WASHINGTON, 13 April 2003 — Group of Seven powers, trying to patch up deep differences over Iraq, promised yesterday to work together to rebuild the war-scarred country with a new UN Security Council resolution.
But disagreements lingered, particularly over how to cope with Iraq’s heavy debt burden. The G-7 also agreed to cooperate to boost sluggish world growth.
“We recognize the need for a multilateral effort to help Iraq,” finance ministers and central bankers of Britain, Canada, France, Germany, Italy, Japan and the United States said in a joint statement. “We support a further UN Security Council resolution,” said the policymakers, wrapping up heavily-secured, three-hour meeting ahead of weekend global financial talks here.
They offered no specifics on the UN resolution or any details on the postwar administration of Iraq, a source of friction between the United States and its allies.
Iraq’s debts, amounting to up to $127 billion, must be handled by the Paris Club of sovereign debtors, the G-7 said. Total Iraqi liabilities, including Gulf War claims, may exceed $380 billion.
Fissures remained after the talks at Blair House, near the White House, over Washington’s informal push for debt forgiveness for a new Baghdad administration. “We had useful discussions about how to proceed with the Iraqi debt, recognizing that the Iraqi people cannot bear the burden of current debt levels,” US Treasury Secretary John Snow said.
Germany and France appeared unconvinced about the need to wipe the Iraqi slate clean. “We do not only expect to get our money, we will get our money back,” German Finance Minister Hans Eichel said. Germany estimates it is owed $4.3 billion.
French Finance Minister Francis Mer separately said Iraq was not alone in needing debt relief. “Certainly, Iraq needs our attention, but so does Niger... Let’s not forget that there are a lot of other countries,” Mer said. The ministers seemed, for the first time, to be trying to bridge a gulf over the war in Iraq, which was hotly opposed by G-7 members France and Germany, and how to manage the aftermath.
“We met today at a time in which the world economy faces many challenges. In this light, we reaffirm our commitment to multilateral cooperation,” the statement said.
European Central Bank President Wim Duisenberg said the atmosphere was cordial, with earlier rancor put aside. “None of the bitterness appeared or surfaced,” he said. The ministers and bankers said they would work to ramp up economic growth. “Each country must decisively in its own way,” Snow said. “Growth in most of our economies has been subdued, though uncertainties have diminished,” the G-7 statement said. “A strong and lasting recovery is essential for our own countries and for the world. To this end, we each commit to pursue sound macroeconomic polices that support sustained growth.”

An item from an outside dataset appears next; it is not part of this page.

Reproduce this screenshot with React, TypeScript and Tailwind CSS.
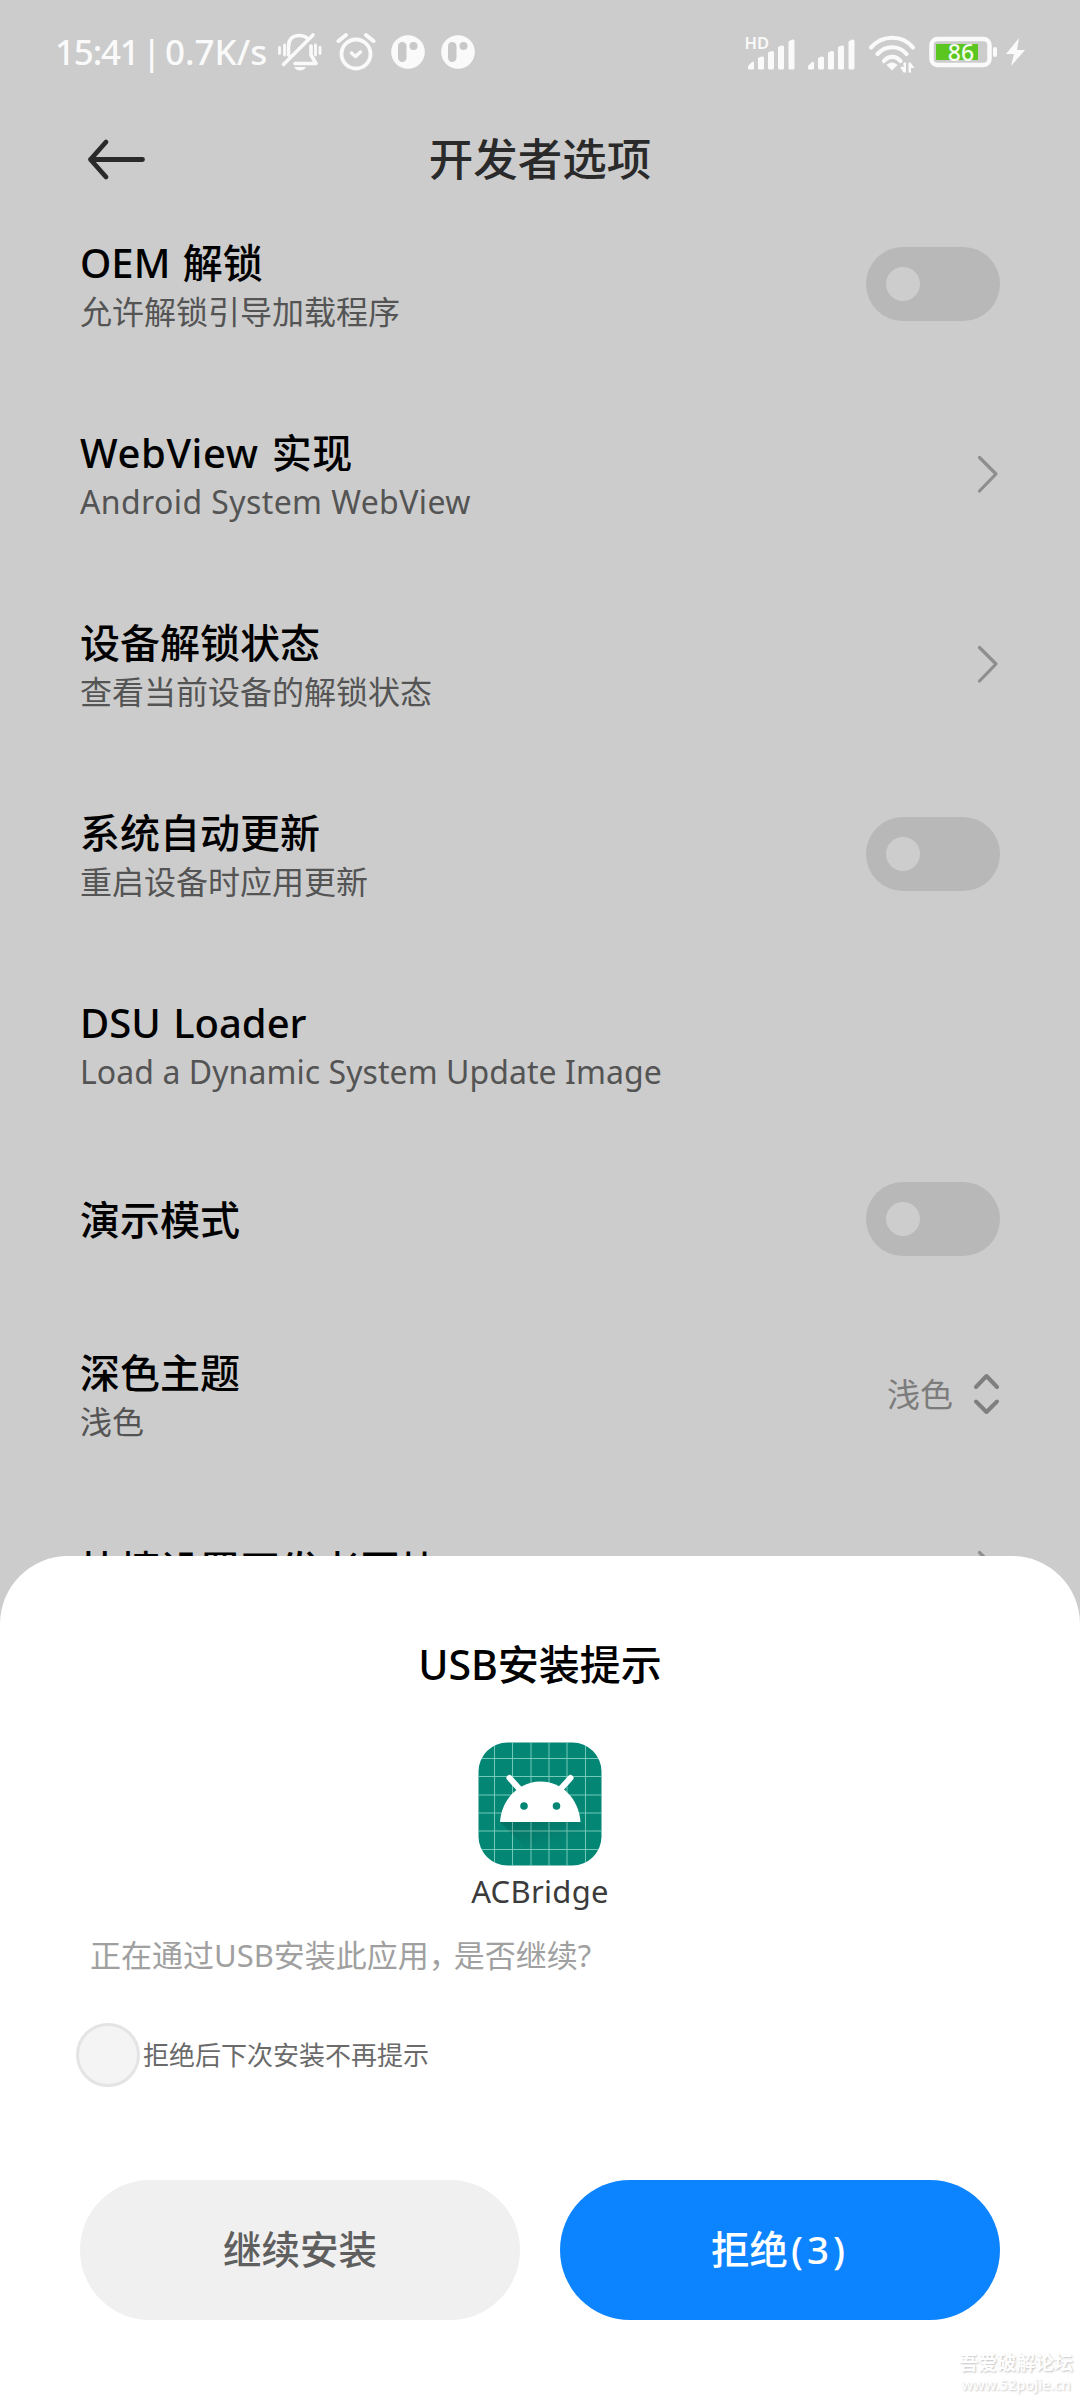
import type { ReactNode } from 'react'

type RowProps = {
  title: string
  summary?: string
  titleClassName?: string
  summaryClassName?: string
  children?: ReactNode
}

export default function App() {
  return (
    <div className="relative h-[2400px] w-[1080px] overflow-hidden bg-[#cccccc] font-['Noto_Sans','Noto_Sans_CJK_SC',sans-serif] text-black">
      <StatusBar />
      <header className="grid h-[85px] grid-cols-[1fr_auto_1fr] items-center px-[80px] pt-[24px]">
        <BackArrow />
        <h1 className="text-[44.5px] font-medium leading-[60px] text-[#2a2a2a]">
          开发者选项
        </h1>
      </header>

      <main className="flex flex-col">
        <Row title="OEM 解锁" summary="允许解锁引导加载程序">
          <Toggle />
        </Row>
        <Row
          title="WebView 实现"
          titleClassName="tracking-[0.6px]"
          summary="Android System WebView"
          summaryClassName="tracking-[0.4px]"
        >
          <Chevron />
        </Row>
        <Row title="设备解锁状态" summary="查看当前设备的解锁状态">
          <Chevron />
        </Row>
        <Row title="系统自动更新" summary="重启设备时应用更新">
          <Toggle />
        </Row>
        <Row
          title="DSU Loader"
          summary="Load a Dynamic System Update Image"
          summaryClassName="tracking-[0.06px]"
        />
        <Row title="演示模式">
          <Toggle />
        </Row>
        <Row title="深色主题" summary="浅色">
          <div className="flex items-center gap-[19px]">
            <span className="pt-[2px] text-[33px] leading-[48px] text-[#7c7c7c]">
              浅色
            </span>
            <UpDown />
          </div>
        </Row>
        <Row title="快捷设置开发者图块">
          <Chevron />
        </Row>
      </main>

      <InstallSheet />
      <Watermark />
    </div>
  )
}

function StatusBar() {
  return (
    <div className="flex h-[104px] items-center justify-between pl-[55px] pr-[54px] text-[#fafafa]">
      <div className="flex items-center">
        <div className="flex w-[222px] whitespace-nowrap text-[35px] font-medium leading-[48px]">
          <span className="w-[87px] tracking-[-1.2px]">15:41</span>
          <span className="w-[23px]">|</span>
          <span>0.7K/s</span>
        </div>
        <MutedBell />
        <AlarmClock />
        <div className="ml-[15px] flex gap-[16px]">
          <AppDot />
          <AppDot />
        </div>
      </div>
      <div className="flex items-center">
        <Signal hd />
        <Signal />
        <Wifi />
        <Battery />
        <svg width="20" height="40" viewBox="0 0 20 40" className="ml-[7px]">
          <path d="M13 6 0 22h8L5 34 19 18h-8z" fill="currentColor" />
        </svg>
      </div>
    </div>
  )
}

function Row({
  title,
  summary,
  titleClassName = '',
  summaryClassName = '',
  children,
}: RowProps) {
  return (
    <section
      className={`flex items-center justify-between px-[80px] ${summary ? 'h-[190px]' : 'h-[160px]'}`}
    >
      <div className={summary ? 'pt-[6px]' : 'pt-[2px]'}>
        <h2
          className={`text-[40px] font-medium leading-[50px] [word-spacing:2px] ${titleClassName}`}
        >
          {title}
        </h2>
        {summary && (
          <p
            className={`text-[32px] leading-[48px] text-[#545454] ${summaryClassName}`}
          >
            {summary}
          </p>
        )}
      </div>
      {children}
    </section>
  )
}

function Toggle() {
  return (
    <div className="flex h-[74px] w-[134px] items-center rounded-full bg-[#b8b8b8] pl-[20px]">
      <div className="size-[34px] rounded-full bg-[#cdcdcd]" />
    </div>
  )
}

function Chevron() {
  return (
    <svg width="24" height="40" viewBox="0 0 24 40" fill="none">
      <path
        d="M3.5 3.5 20 20 3.5 37"
        stroke="#8e8e8e"
        strokeWidth="3.2"
        strokeLinecap="round"
        strokeLinejoin="round"
      />
    </svg>
  )
}

function UpDown() {
  return (
    <svg width="28" height="44" viewBox="0 0 28 44" fill="none">
      <path
        d="m4 15 10.500-11L25 15M4 29.500 14.500 40 25 29.500"
        stroke="#7f7f7f"
        strokeWidth="4"
        strokeLinecap="round"
        strokeLinejoin="round"
      />
    </svg>
  )
}

function BackArrow() {
  return (
    <svg width="70" height="48" viewBox="0 0 70 48" fill="none">
      <path
        d="M26 7 10.500 24.500 26 42M10.500 24.500H62.500"
        stroke="#2a2a2a"
        strokeWidth="4.800"
        strokeLinecap="round"
        strokeLinejoin="round"
      />
    </svg>
  )
}

function MutedBell() {
  return (
    <svg
      width="46"
      height="42"
      viewBox="0 0 46 42"
      fill="none"
      stroke="currentColor"
      strokeWidth="3.6"
      strokeLinecap="round"
      strokeLinejoin="round"
    >
      <path d="M11.500 24V15.500C11.500 8 16 4.500 22.500 4.500c3 0 5.500.800 7.500 2.500M34 15v9l5 8.500H18M36 4 6.500 33.500" />
      <path d="M2.500 16.500v6M7.500 14v10M38.500 14v10M43 16.500v6" strokeWidth="2.800" />
      <path d="M17 36h12c-1.500 2.500-3.500 3.500-6 3.500S18.500 38.500 17 36z" fill="currentColor" stroke="none" />
    </svg>
  )
}

function AlarmClock() {
  return (
    <svg
      width="40"
      height="42"
      viewBox="0 0 40 42"
      fill="none"
      stroke="currentColor"
      strokeLinecap="round"
      className="ml-[13px]"
    >
      <circle cx="20" cy="23" r="14.500" strokeWidth="3.800" />
      <path d="m2.500 10 7.500-6M37.500 10 30 4" strokeWidth="4" />
      <path d="m15.500 22 4 3.500 5-4.500" strokeWidth="3.500" strokeLinejoin="round" />
    </svg>
  )
}

function AppDot() {
  return (
    <svg width="34" height="34" viewBox="0 0 34 34">
      <circle cx="17" cy="17" r="16.800" fill="currentColor" />
      <rect x="7" y="7" width="8.500" height="20" rx="4.200" fill="#c8c8c8" />
      <circle cx="22.500" cy="11" r="4" fill="#c8c8c8" />
    </svg>
  )
}

function Signal({ hd = false }: { hd?: boolean }) {
  return (
    <svg
      width="60"
      height="42"
      viewBox="0 0 60 42"
      fill="currentColor"
    >
      {hd && (
        <text x="-0.500" y="17.500" fontSize="16.500" fontWeight="600">
          HD
        </text>
      )}
      <path d="M3 37.500v-2.500l4-4q2-1 2 1v5.500q0 1-1 1H4q-1 0-1-1z" />
      <path d="M13 37V27l3.500-1.500q2.500-.500 2.500 1.500v10q0 1.500-1.500 1.500h-3q-1.500 0-1.500-1.500z" />
      <path d="M23 37V21.500l3.500-1.500q2.500-.500 2.500 1.500V37q0 1.500-1.500 1.500h-3Q23 38.500 23 37z" />
      <path d="M33 37V16l3.500-1.500q2.500-.500 2.500 1.500v21q0 1.500-1.500 1.500h-3Q33 38.500 33 37z" />
      <path d="M43.500 37V10.500l3.500-2q2.500-.500 2.500 1.500v27q0 1.500-1.500 1.500h-3q-1.500 0-1.500-1.500z" />
    </svg>
  )
}

function Wifi() {
  return (
    <svg
      width="48"
      height="42"
      viewBox="0 0 48 42"
      fill="none"
      className="ml-[3px]"
    >
      <g stroke="currentColor" strokeWidth="4.200" strokeLinecap="round">
        <path d="M3 16.500C14.500 3.500 34 3.500 45 16.500" />
        <path d="M9.500 23c8-9 21.500-9 29 0" />
        <path d="M16 30c4.500-5.500 12-5.500 16.500 0" />
      </g>
      <path d="M24 39.500 18.500 34c3-3.500 8-3.500 11 0z" fill="currentColor" />
      <path
        d="M35.500 31.500h2.500v10h-2.500l-3.500-5.500h3.500zM40.500 41.500v-10h2l4 5.500H43v4.500z"
        fill="currentColor"
      />
    </svg>
  )
}

function Battery() {
  return (
    <svg width="70" height="32" viewBox="0 0 70 32" className="ml-[13px]">
      <rect
        x="2.500"
        y="3"
        width="58"
        height="26"
        rx="6"
        fill="none"
        stroke="currentColor"
        strokeWidth="4.500"
      />
      <rect x="7" y="8" width="42" height="16" rx="1" fill="#5ac61f" />
      <rect x="64" y="11" width="4" height="10" rx="2" fill="currentColor" />
      <text
        x="32"
        y="24.500"
        fontSize="23"
        fontWeight="500"
        fill="#f4fbf0"
        textAnchor="middle"
      >
        86
      </text>
    </svg>
  )
}

function InstallSheet() {
  return (
    <div
      role="dialog"
      className="absolute inset-x-0 bottom-0 flex h-[844px] flex-col rounded-t-[68px] bg-white px-[80px] pt-[78px]"
    >
      <h2 className="text-center text-[41px] font-medium leading-[60px]">
        USB安装提示
      </h2>
      <div className="mt-[48px] flex flex-col items-center">
        <AppIcon />
        <p className="mt-px text-[31px] leading-[48px] tracking-[0.3px] text-[#3b3b3b]">
          ACBridge
        </p>
      </div>
      <p className="ml-[10px] mt-[16px] text-[31px] leading-[48px] text-[#a0a0a0]">
        正在通过USB安装此应用<span className="tracking-[-6px]">，</span>
        是否继续?
      </p>
      <label className="-ml-[4px] mt-[44px] flex items-center gap-[3px]">
        <span className="size-[64px] rounded-full border-[3px] border-[#e4e4e4] bg-[#f4f4f4]" />
        <span className="text-[26px] leading-[40px] text-[#6a6a6a]">
          拒绝后下次安装不再提示
        </span>
      </label>
      <div className="mt-[93px] grid grid-cols-2 gap-[40px] text-[38.5px] font-medium">
        <button className="h-[140px] rounded-full bg-[#f0f0f0] text-[#5f5f5f]">
          继续安装
        </button>
        <button className="h-[140px] rounded-full bg-[#0d84ff] text-white">
          拒绝<span className="ml-[3px] tracking-[4px]">(3)</span>
        </button>
      </div>
    </div>
  )
}

function AppIcon() {
  const lines = [16, 34, 52.5, 70.5, 88.5, 107]

  return (
    <svg width="124" height="124" viewBox="0 0 124 124">
      <defs>
        <clipPath id="tile">
          <rect x="0.500" y="0.500" width="123" height="123" rx="29" />
        </clipPath>
        <linearGradient id="shade" x1="0" y1="0" x2="0.700" y2="1">
          <stop offset="0" stopColor="#000" stopOpacity="0.160" />
          <stop offset="0.600" stopColor="#000" stopOpacity="0" />
        </linearGradient>
      </defs>
      <g clipPath="url(#tile)">
        <rect width="124" height="124" fill="#048675" />
        <g stroke="#7fd0bf" strokeWidth="0.900">
          {lines.map((pos) => (
            <path key={pos} d={`M${pos + 0.5} 0V124M0 ${pos + 0.5}H124`} />
          ))}
        </g>
        <path d="M22 80 66 124H124V102L102 80z" fill="url(#shade)" />
      </g>
      <path d="M22 80C23.500 57 41 39.500 62.500 39.500S101 57 102.500 80z" fill="#fff" />
      <path
        d="m31.500 36 10 11M92.500 36l-10 11"
        stroke="#fff"
        strokeWidth="6"
        strokeLinecap="round"
      />
      <circle cx="46" cy="64" r="3.800" fill="#048675" />
      <circle cx="78.500" cy="64" r="3.800" fill="#048675" />
    </svg>
  )
}

function Watermark() {
  return (
    <div className="absolute bottom-[6px] right-[7px] flex flex-col items-center text-white [text-shadow:1px_1px_2px_#c4c4c4]">
      <span className="text-[19px] font-bold leading-[23px]">吾爱破解论坛</span>
      <span className="text-[14.500px] font-medium leading-[19px]">
        www.52pojie.cn
      </span>
    </div>
  )
}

Even after the Iraq war, the economy faces menaces from terrorism, the costs of protecting trade, housing bubbles and the hangover from the late-1990s technology-driven stock market, finance officials say.
The International Monetary Fund forecast this week that the world economy would grow by 3.2 percent this year, barely up from 3.0 percent last year, before a rebound to 4.1 percent growth in 2004.
“Nobody can estimate today with any precision the lasting costs of the war in Iraq. But so far, the risks of the war for the global economy have remained contained,” IMF Managing Director Horst Koehler said.
G-7 ministers said there was a potential for higher growth through economic reforms, improved productivity, and by bolstering investors’ confidence with cleaner company management, market discipline, and openness. “We will continue to exchange markets closely and cooperate as appropriate,” the G-7 statement said.
It also underscored the importance to world growth of toppling trade barriers in the World Trade Organization negotiations. Those talks appear to be slipping, especially in agricultural trade.
The G-7 meeting preceded weekend talks by ministers of the 184-nation IMF and World Bank.